ですから、トヨタ自動車の場合で申し上げれば、一商品の宣伝ごとにソニック・ロゴを世に生み出すのではなく、企業名をメロディ化した新たなソニック・ロゴを制作し「トヨタフィロソフィーコーン」に述べられている企業理念やメッセージを音でも発信する事が望ましいのです。

独自の体験をいつでも、どこでも
ソニック・ロゴを科学的に構築し、企業理念を発信できるようになると、「社名の語感とメロディー、和音、進行、音の運び、振幅、周波数」等の音楽理論とヒトの心理との科学的相関により、音を通じてお客様の独自のユーザー体験と心のつながりを創り、お客様は製品だけではなく企業にも更なるロイヤリティを感じることができます。

更に、北米だけではなく、地域・製品・国を超えすべての音声コンテンツ、CMなどに社名を組み込んだ同一のソニック・ロゴを利用することを基本的には推奨します。

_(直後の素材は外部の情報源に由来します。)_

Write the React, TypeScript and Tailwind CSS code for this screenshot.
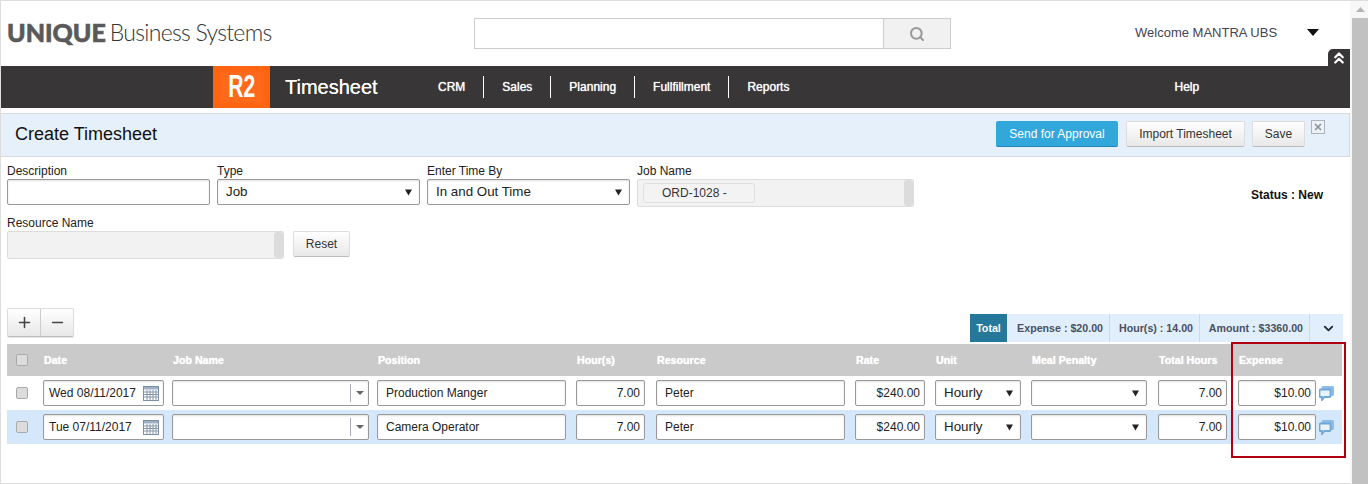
import React from "react";
import { Search, Plus, Minus, ChevronsUp, ChevronDown, X } from "lucide-react";

const font = "font-['Liberation_Sans',Arial,sans-serif]";

const Caret = () => (
  <svg width="7" height="7" viewBox="0 0 7 7" className="shrink-0">
    <path d="M0 0.5h7L3.500 6.500z" fill="#222" />
  </svg>
);

const CalendarIcon = () => (
  <svg width="16" height="15" viewBox="0 0 16 15" className="shrink-0">
    <rect x="0.5" y="0.5" width="15" height="14" fill="#fff" stroke="#7c8ea3" />
    <rect x="1" y="1" width="14" height="2.5" fill="#9fb0c2" />
    <path
      d="M4 4v10M7 4v10M10 4v10M13 4v10M1 6h14M1 8.5h14M1 11h14"
      stroke="#8596aa"
      strokeWidth="1"
    />
  </svg>
);

const CommentIcon = () => (
  <svg width="15" height="16" viewBox="0 0 15 16" className="shrink-0">
    <path
      d="M4 1h9.500A1.500 1.500 0 0 1 15 2.500v7a1.500 1.500 0 0 1-1.500 1.500H12V4H2.500V2.500A1.500 1.500 0 0 1 4 1z"
      fill="#8dbde6"
    />
    <path
      d="M1.500 4.500h9a1 1 0 0 1 1 1v5.500a1 1 0 0 1-1 1H5.500L3 15v-3H1.500a1 1 0 0 1-1-1V5.500a1 1 0 0 1 1-1z"
      fill="#e9f3fb"
      stroke="#6fa8dc"
      strokeWidth="1.800"
    />
  </svg>
);

const Checkbox = () => (
  <div className="w-3 h-3 rounded-[2px] border border-[#aaa] bg-[#dcdcdc] ml-[9px]" />
);

const Box = ({ className = "", children }: { className?: string; children?: React.ReactNode }) => (
  <div
    className={`h-[26px] bg-white border border-[#999] rounded-[2px] shadow-[inset_0_1px_2px_rgba(0,0,0,0.12)] flex items-center text-[12px] text-[#222] ${className}`}
  >
    {children}
  </div>
);

const SelectBox = ({ value, className = "" }: { value?: string; className?: string }) => (
  <Box className={`pl-[8px] pr-[7px] justify-between ${className}`}>
    <span className="text-[13.33px]">{value}</span>
    <Caret />
  </Box>
);

const GreyButton = ({ className = "", children }: { className?: string; children: React.ReactNode }) => (
  <div
    className={`h-[26px] flex items-center justify-center border border-[#ddd] border-b-[#bbb] rounded-[2px] bg-gradient-to-b from-white to-[#e8e8e8] text-[12px] text-[#333] ${className}`}
  >
    {children}
  </div>
);

const cols =
  "grid grid-cols-[36px_129px_205px_199px_80px_199px_80px_96px_127px_80px_104px] items-center";

const headers = ["Date", "Job Name", "Position", "Hour(s)", "Resource", "Rate", "Unit", "Meal Penalty", "Total Hours", "Expense"];

const rows = [
  { date: "Wed 08/11/2017", position: "Production Manger", bg: "bg-white" },
  { date: "Tue 07/11/2017", position: "Camera Operator", bg: "bg-[#d5e8fb]" },
];

const Row = ({ date, position, bg }: { date: string; position: string; bg: string }) => (
  <div className={`${cols} h-[34px] ${bg}`}>
    <Checkbox />
    <Box className="w-[121px] pl-[5px] pr-[4px] justify-between">
      <span>{date}</span>
      <CalendarIcon />
    </Box>
    <Box className="w-[197px] justify-end">
      <div className="w-[18px] h-[18px] border-l border-[#aab] flex items-center justify-center">
        <svg width="8" height="4" viewBox="0 0 8 4">
          <path d="M0 0h8L4 4z" fill="#666" />
        </svg>
      </div>
    </Box>
    <Box className="w-[189px] pl-[8px]">{position}</Box>
    <Box className="w-[69px] justify-end pr-[4px]">7.00</Box>
    <Box className="w-[189px] pl-[8px]">Peter</Box>
    <Box className="w-[70px] justify-end pr-[4px]">$240.00</Box>
    <SelectBox value="Hourly" className="w-[86px]" />
    <SelectBox className="w-[116px]" />
    <Box className="w-[69px] justify-end pr-[4px]">7.00</Box>
    <div className="flex items-center gap-[3px]">
      <Box className="w-[78px] justify-end pr-[4px]">$10.00</Box>
      <CommentIcon />
    </div>
  </div>
);

const Summary = ({ children, className = "" }: { children: React.ReactNode; className?: string }) => (
  <div className={`h-full flex items-center justify-end pr-[6px] border-r border-[#c4dcef] ${className}`}>{children}</div>
);

const navItems = ["CRM", "Sales", "Planning", "Fullfillment", "Reports"];

export default function App() {
  return (
    <div className={`${font} flex h-[484px] w-[1368px] overflow-hidden bg-white text-[12px] text-[#222]`}>
      <div className="flex flex-col w-[1350px] h-full border-l border-t border-b border-[#ddd]">
        {/* top bar */}
        <header className="relative h-[65px] shrink-0 flex items-start">
          <div className="w-[473px] pl-[6px] pt-[18px] flex items-center whitespace-nowrap">
            <span className="font-['Lato',sans-serif] font-black text-[25px] leading-[26px] text-[#5a5a5a] [-webkit-text-stroke:0.6px_#5a5a5a]">UNIQUE</span>
            <span className="font-['Lato',sans-serif] font-light text-[23px] leading-[26px] ml-[4px] text-[#333] tracking-[-0.72px]">
              Business Systems
            </span>
          </div>
          <div className="mt-[17px] flex h-[31px] border border-[#ccc]">
            <div className="w-[408px]" />
            <div className="w-[67px] bg-[#f1f1f1] border-l border-[#ccc] flex items-center justify-center">
              <Search size={16} strokeWidth={3} className="text-[#999]" />
            </div>
          </div>
          <div className="ml-[184px] mt-[24px] text-[#445] text-[13px] leading-4 whitespace-nowrap">Welcome MANTRA UBS</div>
          <svg width="12" height="7" viewBox="0 0 12 7" className="ml-[30px] mt-[28px]">
            <path d="M0 0h12L6 7z" fill="#111" />
          </svg>
          <div className="absolute right-0 bottom-0 w-[22px] h-[17px] bg-[#383637] rounded-tl-[5px] flex items-center justify-center">
            <ChevronsUp size={18} strokeWidth={3} className="text-white" />
          </div>
        </header>

        {/* nav */}
        <nav className="h-[42px] shrink-0 bg-[#383637] flex items-center text-white">
          <div className="ml-[212px] w-[57px] h-full bg-[#ff6510] flex items-center justify-center">
            <div className="w-[43px] h-[31px] bg-[#ff6a1a] flex items-center justify-center">
              <span className="font-bold text-[31px] scale-x-[0.68]">R2</span>
            </div>
          </div>
          <div className="ml-[15px] w-[153px] text-[20px] [text-shadow:0_0_0.5px_#fff]">Timesheet</div>
          {navItems.map((item, i) => (
            <React.Fragment key={item}>
              <span className="text-[12px] [text-shadow:0_0_1px_#fff]">{item}</span>
              {i < navItems.length - 1 && <div className="w-px h-[22px] bg-white mx-[18px]" />}
            </React.Fragment>
          ))}
          <span className="ml-[385px] text-[12px] [text-shadow:0_0_1px_#fff]">Help</span>
        </nav>

        {/* title */}
        <div className="mt-[5px] h-[44px] shrink-0 bg-[#e6f0fa] border-y border-r border-[#d5dae0] flex items-center pb-[2px]">
          <div className="ml-[14px] w-[981px] text-[18px] text-[#111]">Create Timesheet</div>
          <div className="w-[122px] h-[26px] flex items-center justify-center bg-[#31a7dc] border-b border-[#2284b4] rounded-[2px] text-white">
            Send for Approval
          </div>
          <GreyButton className="ml-[8px] w-[119px]">Import Timesheet</GreyButton>
          <GreyButton className="ml-[7px] w-[53px]">Save</GreyButton>
          <div className="ml-[6px] mb-[14px] w-[14px] h-[14px] border border-[#a9b4bf] bg-[#eef2f6] flex items-center justify-center">
            <X size={10} strokeWidth={4} className="text-[#8a94a0]" />
          </div>
        </div>

        {/* form */}
        <div className="pl-[6px] pr-[8px] pt-[7px] flex items-start">
          <div className="w-[210px]">
            <div className="h-[15px] leading-[15px]">Description</div>
            <Box className="w-[203px]" />
          </div>
          <div className="w-[210px]">
            <div className="h-[15px] leading-[15px]">Type</div>
            <SelectBox value="Job" className="w-[203px]" />
          </div>
          <div className="w-[210px]">
            <div className="h-[15px] leading-[15px]">Enter Time By</div>
            <SelectBox value="In and Out Time" className="w-[203px]" />
          </div>
          <div className="w-[277px]">
            <div className="h-[15px] leading-[15px]">Job Name</div>
            <div className="h-[28px] bg-[#f2f2f2] border border-[#ddd] rounded-[2px] flex items-center justify-between pl-[5px]">
              <div className="w-[112px] h-[20px] border border-[#e0e0e0] rounded-[3px] bg-[#f3f3f3] pl-[18px] flex items-center text-[#333]">
                ORD-1028 -
              </div>
              <div className="w-[9px] h-[26px] bg-[#dcdcdc] rounded-[3px]" />
            </div>
          </div>
          <div className="ml-[337px] mt-[22px] font-bold text-[12px] text-[#111] whitespace-nowrap">Status : New</div>
        </div>

        <div className="pl-[6px] pt-[8px] flex items-end">
          <div>
            <div className="h-[16px] leading-[16px]">Resource Name</div>
            <div className="w-[277px] h-[28px] bg-[#f2f2f2] border border-[#ddd] rounded-[2px] flex justify-end">
              <div className="w-[9px] h-[26px] bg-[#dcdcdc] rounded-[3px]" />
            </div>
          </div>
          <GreyButton className="ml-[9px] mb-[2px] w-[57px]">Reset</GreyButton>
        </div>

        {/* toolbar + totals */}
        <div className="pl-[6px] mt-[49px] flex items-start">
          <div className="flex w-[67px] h-[29px] border border-[#ddd] border-b-[#bbb] rounded-[2px] bg-gradient-to-b from-white to-[#e8e8e8] shadow-[0_1px_1px_rgba(0,0,0,0.1)]">
            <div className="w-[33px] flex items-center justify-center border-r border-[#ccc]">
              <Plus size={17} strokeWidth={2.2} className="text-[#444]" />
            </div>
            <div className="flex-1 flex items-center justify-center">
              <Minus size={17} strokeWidth={2.2} className="text-[#444]" />
            </div>
          </div>
          <div className="ml-[896px] mt-[6px] h-[28px] flex items-center bg-[#e1effc] text-[#4a5060] font-bold text-[10.67px]">
            <div className="w-[37px] h-full bg-[#26789a] text-white flex items-center justify-center">Total</div>
            <Summary className="w-[103px]">Expense : $20.00</Summary>
            <Summary className="w-[90px]">Hour(s) : 14.00</Summary>
            <Summary className="w-[110px]">Amount : $3360.00</Summary>
            <div className="w-[33px] pl-[3px] flex items-center justify-center">
              <ChevronDown size={15} strokeWidth={3} className="text-[#1d2b44]" />
            </div>
          </div>
        </div>

        {/* table */}
        <div className="relative ml-[6px] mt-[2px] w-[1335px]">
          <div className={`${cols} h-[32px] bg-[#cacaca] text-white font-bold text-[10.67px] [text-shadow:0_0_1px_#fff]`}>
            <Checkbox />
            {headers.map((h) => (
              <span key={h} className="pl-px">
                {h}
              </span>
            ))}
          </div>
          {rows.map((r) => (
            <Row key={r.date} {...r} />
          ))}
          <div className="absolute left-[1224px] top-[-2px] w-[115px] h-[116px] border-2 border-[#b00012]" />
        </div>
      </div>

      {/* scrollbar */}
      <div className="w-[18px] h-full flex flex-col border-t border-[#ddd] bg-[#f7f7f7] pl-[2px]">
        <div className="h-[17px] flex items-center justify-center">
          <svg width="9" height="5" viewBox="0 0 9 5">
            <path d="M4.500 0L9 5H0z" fill="#b5b5b5" />
          </svg>
        </div>
        <div className="flex-1 bg-[#c1c1c1]" />
      </div>
    </div>
  );
}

そう、「インテル入ってる。♪ピンポンパンポン!」を誰もが認識できるように。

とは言え、基本のソニック・ロゴをモチーフとして季節、地域、テーマ、更には社会情勢に応じてアレンジを行い、一貫性を持たせるのが良いでしょう。

そして最後に・・。今回のトヨタ自動車のソニック・ロゴは、ナレーションとソニック・ロゴの心理的不一致が発生しており、ヒトの心理に混乱を引き起こす可能性があります。また、ナレーションの音色や抑揚により若干強引なイメージを顧客に抱かせるリスクがあるといえます。次回以降、本格的な心理的検証・音楽的検証に踏み込んでいきましょう。

*今回分析を行ったソニックロゴは2020年頃まで北米等国外で使用されていたもので現在のソニックロゴとは異なります。現在のソニックロゴはより「ニュートラル化」された音表現となっています。